Japan in collaboration with the international community is intensifying war on piracy to enable safe transportation of cargo and passengers in the Indian Ocean.
Japanese ambassador to Kenya Toshitsugu Uesawa said his government has set up a defence force base in Djibouti in a bid to maintain surveillance off Somalia Coast to contain piracy.
Due to increased surveillance, he said attacks had in recent years dropped drastically in the key shipping route that had been hit hard leading to increase in global shipping costs a few years back.
“Our major goal is to secure the sea so that ships can safely transport passengers and goods to various ports on the African continent,” he said. Mr Uesawa was confident the maritime industry in Africa could register significant growth if pirate attacks are brought to an end.

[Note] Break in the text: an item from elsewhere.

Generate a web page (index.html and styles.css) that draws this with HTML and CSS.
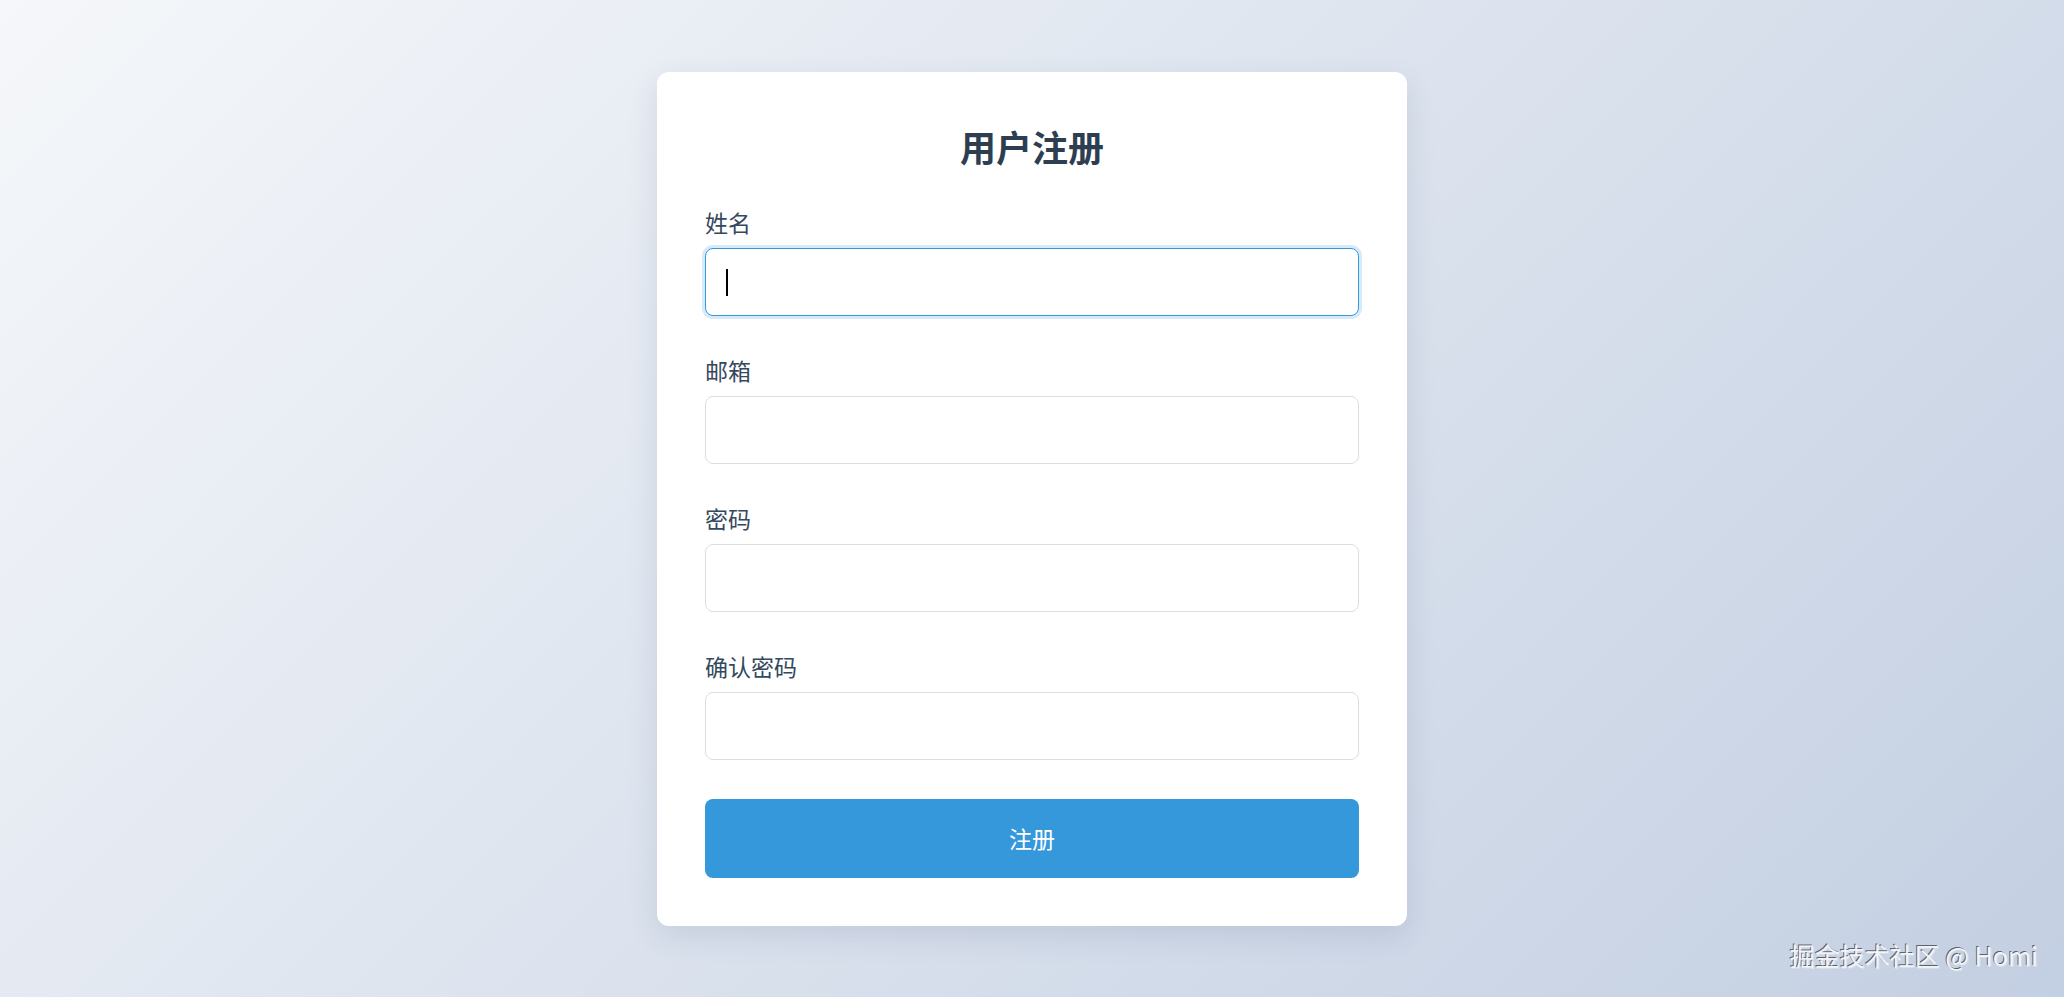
FILE: index.html
```html
<!DOCTYPE html>
<html lang="zh-CN">
<head>
<meta charset="utf-8">
<title>用户注册</title>
<link rel="stylesheet" href="styles.css">
</head>
<body>
<main class="page">
  <form class="card" onsubmit="return false;">
    <h1 class="title">用户注册</h1>
    <div class="field">
      <label class="label" for="name">姓名</label>
      <div class="input-wrap">
        <input class="input is-focused" id="name" type="text">
        <span class="caret"></span>
      </div>
    </div>
    <div class="field">
      <label class="label" for="email">邮箱</label>
      <input class="input" id="email" type="email">
    </div>
    <div class="field">
      <label class="label" for="pwd">密码</label>
      <input class="input" id="pwd" type="password">
    </div>
    <div class="field">
      <label class="label" for="pwd2">确认密码</label>
      <input class="input" id="pwd2" type="password">
    </div>
    <button class="submit" type="submit">注册</button>
  </form>
  <div class="watermark">掘金技术社区 @ Homi</div>
</main>
</body>
</html>
```

FILE: styles.css
```css
* {
  box-sizing: border-box;
}

html, body {
  margin: 0;
  padding: 0;
  height: 100%;
}

body {
  font-family: "Noto Sans CJK SC", "Noto Sans", "Liberation Sans", sans-serif;
  background: linear-gradient(135deg, #f5f7fa 0%, #c3cfe2 100%);
  min-height: 100vh;
}

.page {
  position: relative;
  min-height: 100vh;
  display: flex;
  align-items: center;
  justify-content: center;
}

.card {
  width: 750px;
  background: #ffffff;
  border-radius: 12px;
  padding: 48px;
  box-shadow: 0 10px 30px rgba(40, 60, 100, 0.12);
  display: flex;
  flex-direction: column;
}

.title {
  margin: 0 0 34px;
  font-size: 36px;
  line-height: 52px;
  font-weight: 700;
  color: #2c3e50;
  text-align: center;
}

.field {
  display: flex;
  flex-direction: column;
  margin-bottom: 38px;
}

.label {
  font-size: 23px;
  line-height: 32px;
  color: #34495e;
  margin-bottom: 10px;
}

.input-wrap {
  position: relative;
}

.input {
  width: 100%;
  height: 68px;
  padding: 0 20px;
  font-size: 20px;
  font-family: inherit;
  border: 1px solid #dddddd;
  border-radius: 8px;
  background: #ffffff;
  outline: none;
  display: block;
}

.input.is-focused {
  border-color: #3498db;
  box-shadow: 0 0 0 3px rgba(52, 152, 219, 0.2);
}

.caret {
  position: absolute;
  left: 21px;
  top: 21px;
  width: 2px;
  height: 27px;
  background: #000000;
}

.submit {
  margin-top: 1px;
  height: 79px;
  width: 100%;
  border: none;
  border-radius: 8px;
  background: #3498db;
  color: #ffffff;
  font-family: inherit;
  font-size: 23px;
  cursor: pointer;
}

.watermark {
  position: absolute;
  right: 26px;
  bottom: 27px;
  font-size: 25px;
  line-height: 30px;
  color: #f2f4f8;
  text-shadow: -1px -1px 0 rgba(0, 0, 0, 0.55), 1px 1px 0 rgba(255, 255, 255, 0.3);
  font-family: "Noto Sans CJK SC", "Liberation Sans", sans-serif;
}
```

He also reaffirmed the Japanese government’s commitment to fostering relations between the Japanese and the Kenya navy to make the Indian Ocean safe for sea transport.
Speaking at the Port of Mombasa on Monday, he said the two countries would continue to work hand in hand on peace initiatives and development.
Apart from piracy, the envoy said his country was also involved in peace keeping missions in Africa for stability to be achieved in countries such as South Sudan.
The arrival of three Japanese naval ships on Monday was a symbolic event to showcase the cordial relationship between Japan and Kenya which has existed for many years, Mr Uesawa said.
The ships called at the port with 750 officers under the command of Rear-Admiral, Hidetoshi Iwasaki.
The three vessels, namely JS Kashima, JS Setoyuki and JS Asagiri, were from Djibouti and are expected to depart for Sri Lanka tomorrow.
The last time Japanese naval vessels visited Mombasa was in 1970.
At least 200 new officers were expected to travel to Nairobi yesterday for a night stay with the rest staying in Mombasa hotels until Thursday.
The naval ships started the voyage in May and have been visiting countries which have good ties with Japan to gain knowledge about the sea and interact with foreign naval forces.
They have so far visited the US, Panama, UK, Lithuania, Germany, Belgium, France, Italy, Malta and Djibouti.
“We are glad to be in Mombasa as our officers will get a chance to interact with their Kenya navy counterparts,” Mr Iwasaki with the Japanese navy said.
Kenya Ports Authority principal communications officer Haji Masemo said that several cruise ships are expected to bring tourists to Mombasa between November and December and help revive cruise tourism in the country.
Mr Masemo said the next cruise tourism season is due in November.
He said this year alone three cruise ships arrived in Mombasa with more than 1,000 cruise holidaymakers while last year five ships arrived with 3,000 visitors.